#### [Task statement]
How many lines of these entries hold the string "that"? Answer with the number alone.
— START —
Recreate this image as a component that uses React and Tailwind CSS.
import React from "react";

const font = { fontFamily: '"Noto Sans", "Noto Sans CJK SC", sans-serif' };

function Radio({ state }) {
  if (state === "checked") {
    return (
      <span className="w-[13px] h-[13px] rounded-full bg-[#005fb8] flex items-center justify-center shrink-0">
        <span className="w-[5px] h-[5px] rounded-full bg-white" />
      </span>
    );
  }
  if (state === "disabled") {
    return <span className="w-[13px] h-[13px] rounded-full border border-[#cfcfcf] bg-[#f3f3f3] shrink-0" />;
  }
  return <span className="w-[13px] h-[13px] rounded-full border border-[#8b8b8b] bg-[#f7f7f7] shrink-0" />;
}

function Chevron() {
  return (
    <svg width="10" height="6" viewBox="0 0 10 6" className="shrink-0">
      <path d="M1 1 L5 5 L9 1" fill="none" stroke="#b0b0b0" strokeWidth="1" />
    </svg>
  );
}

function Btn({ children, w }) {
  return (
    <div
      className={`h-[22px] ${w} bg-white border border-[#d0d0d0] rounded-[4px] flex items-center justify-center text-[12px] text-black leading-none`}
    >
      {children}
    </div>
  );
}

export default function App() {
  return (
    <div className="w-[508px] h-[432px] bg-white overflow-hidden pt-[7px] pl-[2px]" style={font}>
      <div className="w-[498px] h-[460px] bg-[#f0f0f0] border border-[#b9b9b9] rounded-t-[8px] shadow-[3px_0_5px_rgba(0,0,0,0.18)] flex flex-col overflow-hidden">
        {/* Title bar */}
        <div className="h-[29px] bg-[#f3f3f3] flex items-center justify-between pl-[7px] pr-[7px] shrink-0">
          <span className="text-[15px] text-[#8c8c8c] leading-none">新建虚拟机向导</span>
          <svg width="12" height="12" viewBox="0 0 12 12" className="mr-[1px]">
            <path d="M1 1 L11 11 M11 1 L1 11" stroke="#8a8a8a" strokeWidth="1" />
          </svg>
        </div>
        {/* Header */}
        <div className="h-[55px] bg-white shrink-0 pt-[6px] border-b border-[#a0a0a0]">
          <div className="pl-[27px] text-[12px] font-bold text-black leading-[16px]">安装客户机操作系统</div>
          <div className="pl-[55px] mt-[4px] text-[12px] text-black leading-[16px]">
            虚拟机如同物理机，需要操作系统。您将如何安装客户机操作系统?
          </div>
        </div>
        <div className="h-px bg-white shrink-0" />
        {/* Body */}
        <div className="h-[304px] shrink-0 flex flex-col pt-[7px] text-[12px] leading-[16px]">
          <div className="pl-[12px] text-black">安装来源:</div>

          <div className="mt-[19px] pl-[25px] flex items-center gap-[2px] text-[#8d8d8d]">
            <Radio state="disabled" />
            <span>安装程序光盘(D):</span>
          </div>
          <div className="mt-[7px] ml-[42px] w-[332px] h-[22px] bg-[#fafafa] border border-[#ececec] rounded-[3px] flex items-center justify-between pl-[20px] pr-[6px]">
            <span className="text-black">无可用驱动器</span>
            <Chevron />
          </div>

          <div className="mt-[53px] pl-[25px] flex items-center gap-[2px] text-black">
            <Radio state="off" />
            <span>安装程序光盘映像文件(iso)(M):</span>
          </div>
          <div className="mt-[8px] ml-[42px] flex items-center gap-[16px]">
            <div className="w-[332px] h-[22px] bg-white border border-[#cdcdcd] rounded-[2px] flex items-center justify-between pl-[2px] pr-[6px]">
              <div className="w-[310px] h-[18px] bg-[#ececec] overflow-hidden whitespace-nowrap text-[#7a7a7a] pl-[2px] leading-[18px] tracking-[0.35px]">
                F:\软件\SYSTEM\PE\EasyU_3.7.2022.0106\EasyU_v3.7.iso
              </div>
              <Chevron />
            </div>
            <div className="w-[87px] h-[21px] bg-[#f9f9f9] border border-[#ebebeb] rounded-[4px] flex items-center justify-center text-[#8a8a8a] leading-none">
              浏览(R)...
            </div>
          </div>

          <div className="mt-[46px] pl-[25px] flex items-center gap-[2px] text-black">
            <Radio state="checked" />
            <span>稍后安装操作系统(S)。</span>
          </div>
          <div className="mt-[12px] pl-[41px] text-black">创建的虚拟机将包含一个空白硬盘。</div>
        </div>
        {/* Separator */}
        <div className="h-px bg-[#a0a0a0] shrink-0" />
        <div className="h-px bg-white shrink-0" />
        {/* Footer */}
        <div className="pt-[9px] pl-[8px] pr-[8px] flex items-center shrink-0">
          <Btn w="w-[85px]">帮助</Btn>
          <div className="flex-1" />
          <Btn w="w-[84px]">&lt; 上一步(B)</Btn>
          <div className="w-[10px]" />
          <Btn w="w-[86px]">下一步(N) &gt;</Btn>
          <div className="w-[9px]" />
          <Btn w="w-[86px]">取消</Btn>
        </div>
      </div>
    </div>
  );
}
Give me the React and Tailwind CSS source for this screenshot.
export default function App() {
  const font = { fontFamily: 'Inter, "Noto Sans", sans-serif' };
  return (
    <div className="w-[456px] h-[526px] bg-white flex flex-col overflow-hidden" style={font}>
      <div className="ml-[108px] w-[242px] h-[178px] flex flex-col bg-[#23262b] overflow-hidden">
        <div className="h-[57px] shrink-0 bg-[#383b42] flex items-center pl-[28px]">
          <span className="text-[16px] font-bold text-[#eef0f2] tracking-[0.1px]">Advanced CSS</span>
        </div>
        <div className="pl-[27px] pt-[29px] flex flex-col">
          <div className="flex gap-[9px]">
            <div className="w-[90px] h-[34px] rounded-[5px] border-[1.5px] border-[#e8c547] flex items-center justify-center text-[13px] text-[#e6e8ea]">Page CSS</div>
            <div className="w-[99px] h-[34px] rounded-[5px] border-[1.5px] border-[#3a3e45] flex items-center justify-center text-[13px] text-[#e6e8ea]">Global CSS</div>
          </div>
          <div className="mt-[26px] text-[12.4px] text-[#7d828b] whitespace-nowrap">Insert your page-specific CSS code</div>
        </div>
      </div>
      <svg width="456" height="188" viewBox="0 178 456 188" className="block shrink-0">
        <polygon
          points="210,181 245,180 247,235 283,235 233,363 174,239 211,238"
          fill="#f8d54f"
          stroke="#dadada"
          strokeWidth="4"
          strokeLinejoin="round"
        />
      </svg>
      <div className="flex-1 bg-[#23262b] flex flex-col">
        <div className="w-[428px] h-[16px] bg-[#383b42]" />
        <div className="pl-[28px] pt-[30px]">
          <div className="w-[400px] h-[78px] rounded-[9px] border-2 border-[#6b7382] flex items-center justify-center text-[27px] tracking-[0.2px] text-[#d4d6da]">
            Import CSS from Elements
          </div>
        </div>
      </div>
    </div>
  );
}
— END —
— START —
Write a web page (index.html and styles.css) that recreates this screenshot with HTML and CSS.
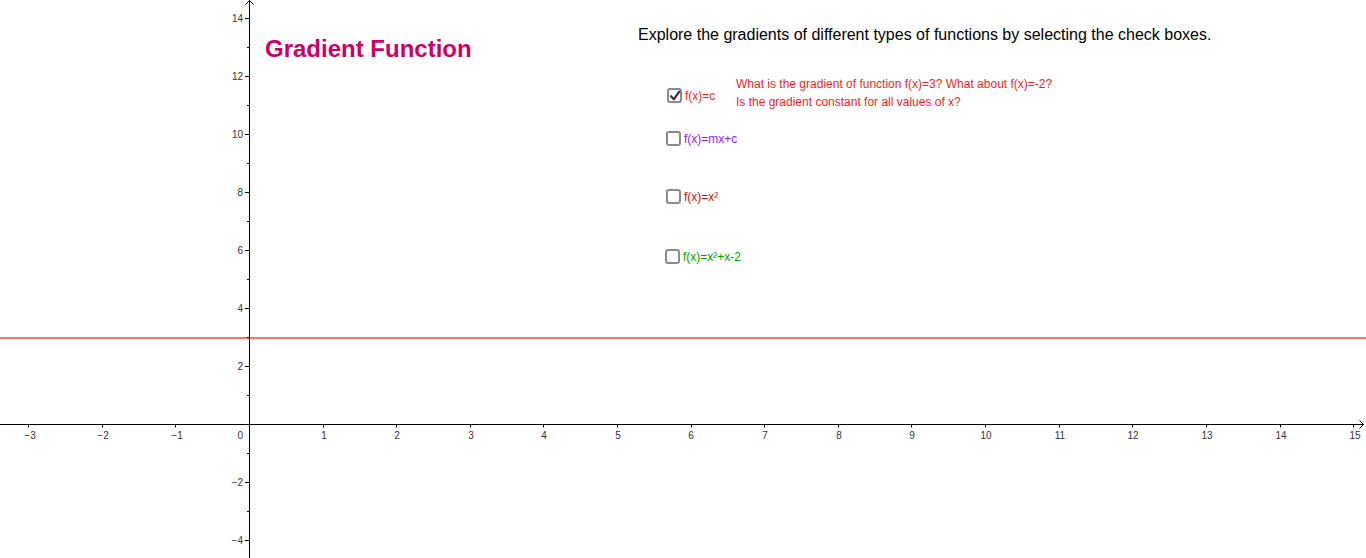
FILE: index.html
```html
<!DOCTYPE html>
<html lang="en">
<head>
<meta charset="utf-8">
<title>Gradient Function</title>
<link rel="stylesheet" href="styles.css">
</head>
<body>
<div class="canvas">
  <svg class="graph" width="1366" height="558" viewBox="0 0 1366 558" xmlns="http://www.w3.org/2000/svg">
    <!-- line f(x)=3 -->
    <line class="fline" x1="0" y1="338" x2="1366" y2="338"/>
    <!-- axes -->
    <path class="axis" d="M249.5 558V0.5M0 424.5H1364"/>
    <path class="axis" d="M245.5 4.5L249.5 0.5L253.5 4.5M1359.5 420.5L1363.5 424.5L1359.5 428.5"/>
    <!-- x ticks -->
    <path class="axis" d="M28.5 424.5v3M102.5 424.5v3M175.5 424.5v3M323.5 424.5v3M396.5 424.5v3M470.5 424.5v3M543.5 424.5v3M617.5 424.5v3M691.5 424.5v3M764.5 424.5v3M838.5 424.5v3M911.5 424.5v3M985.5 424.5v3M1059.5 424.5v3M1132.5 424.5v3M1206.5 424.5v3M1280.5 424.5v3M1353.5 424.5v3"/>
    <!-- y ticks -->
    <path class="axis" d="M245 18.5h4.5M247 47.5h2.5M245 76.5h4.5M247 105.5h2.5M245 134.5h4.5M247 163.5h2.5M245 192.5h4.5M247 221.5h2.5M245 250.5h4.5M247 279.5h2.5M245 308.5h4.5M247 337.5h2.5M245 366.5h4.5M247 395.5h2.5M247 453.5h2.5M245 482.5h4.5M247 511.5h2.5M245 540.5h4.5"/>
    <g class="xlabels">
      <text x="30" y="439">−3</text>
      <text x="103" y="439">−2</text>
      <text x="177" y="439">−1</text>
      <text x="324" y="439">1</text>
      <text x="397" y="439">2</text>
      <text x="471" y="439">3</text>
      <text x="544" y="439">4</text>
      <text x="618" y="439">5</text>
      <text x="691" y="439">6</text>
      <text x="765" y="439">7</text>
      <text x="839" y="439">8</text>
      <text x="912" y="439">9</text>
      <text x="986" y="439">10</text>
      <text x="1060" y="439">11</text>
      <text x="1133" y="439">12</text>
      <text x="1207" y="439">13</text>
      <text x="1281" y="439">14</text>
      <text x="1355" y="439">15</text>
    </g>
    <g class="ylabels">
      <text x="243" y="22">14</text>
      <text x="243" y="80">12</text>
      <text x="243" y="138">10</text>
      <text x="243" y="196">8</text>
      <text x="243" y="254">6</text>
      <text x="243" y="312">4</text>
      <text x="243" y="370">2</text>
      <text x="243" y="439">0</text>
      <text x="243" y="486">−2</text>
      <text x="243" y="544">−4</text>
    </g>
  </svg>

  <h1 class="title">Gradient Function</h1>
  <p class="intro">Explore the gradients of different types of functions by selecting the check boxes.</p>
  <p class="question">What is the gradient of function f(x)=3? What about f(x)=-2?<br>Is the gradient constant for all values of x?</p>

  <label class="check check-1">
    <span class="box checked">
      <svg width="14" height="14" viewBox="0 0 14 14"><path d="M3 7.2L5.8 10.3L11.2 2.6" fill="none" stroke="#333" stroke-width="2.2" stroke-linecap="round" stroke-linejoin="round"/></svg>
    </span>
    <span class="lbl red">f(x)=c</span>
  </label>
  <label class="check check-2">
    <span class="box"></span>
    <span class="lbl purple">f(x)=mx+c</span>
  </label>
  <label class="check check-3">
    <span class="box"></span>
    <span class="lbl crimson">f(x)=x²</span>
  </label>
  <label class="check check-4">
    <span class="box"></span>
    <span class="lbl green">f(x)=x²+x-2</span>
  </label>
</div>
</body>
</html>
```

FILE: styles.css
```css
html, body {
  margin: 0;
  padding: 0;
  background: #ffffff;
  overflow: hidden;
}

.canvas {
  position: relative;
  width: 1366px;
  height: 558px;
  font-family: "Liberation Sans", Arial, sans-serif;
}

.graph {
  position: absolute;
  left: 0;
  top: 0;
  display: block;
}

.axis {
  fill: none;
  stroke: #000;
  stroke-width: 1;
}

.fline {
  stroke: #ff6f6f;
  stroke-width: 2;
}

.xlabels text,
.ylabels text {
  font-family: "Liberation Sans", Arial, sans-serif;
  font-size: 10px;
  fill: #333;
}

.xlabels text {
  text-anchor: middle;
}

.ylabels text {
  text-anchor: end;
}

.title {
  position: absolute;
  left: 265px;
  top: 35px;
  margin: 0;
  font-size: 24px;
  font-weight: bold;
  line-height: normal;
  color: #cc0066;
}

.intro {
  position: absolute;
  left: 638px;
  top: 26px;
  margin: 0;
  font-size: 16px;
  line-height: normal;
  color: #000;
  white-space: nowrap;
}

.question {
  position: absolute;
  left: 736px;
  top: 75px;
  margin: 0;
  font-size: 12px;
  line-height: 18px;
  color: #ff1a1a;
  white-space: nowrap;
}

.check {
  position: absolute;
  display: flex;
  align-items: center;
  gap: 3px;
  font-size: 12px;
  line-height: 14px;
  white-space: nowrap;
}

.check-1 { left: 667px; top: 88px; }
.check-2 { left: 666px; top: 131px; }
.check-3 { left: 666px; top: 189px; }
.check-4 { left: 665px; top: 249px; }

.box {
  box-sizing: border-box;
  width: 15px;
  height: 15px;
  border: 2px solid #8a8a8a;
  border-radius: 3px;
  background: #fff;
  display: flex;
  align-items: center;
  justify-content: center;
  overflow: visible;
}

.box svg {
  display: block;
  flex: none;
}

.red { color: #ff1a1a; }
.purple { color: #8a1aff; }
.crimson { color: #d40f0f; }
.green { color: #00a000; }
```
— END —
#### [Correct response]
2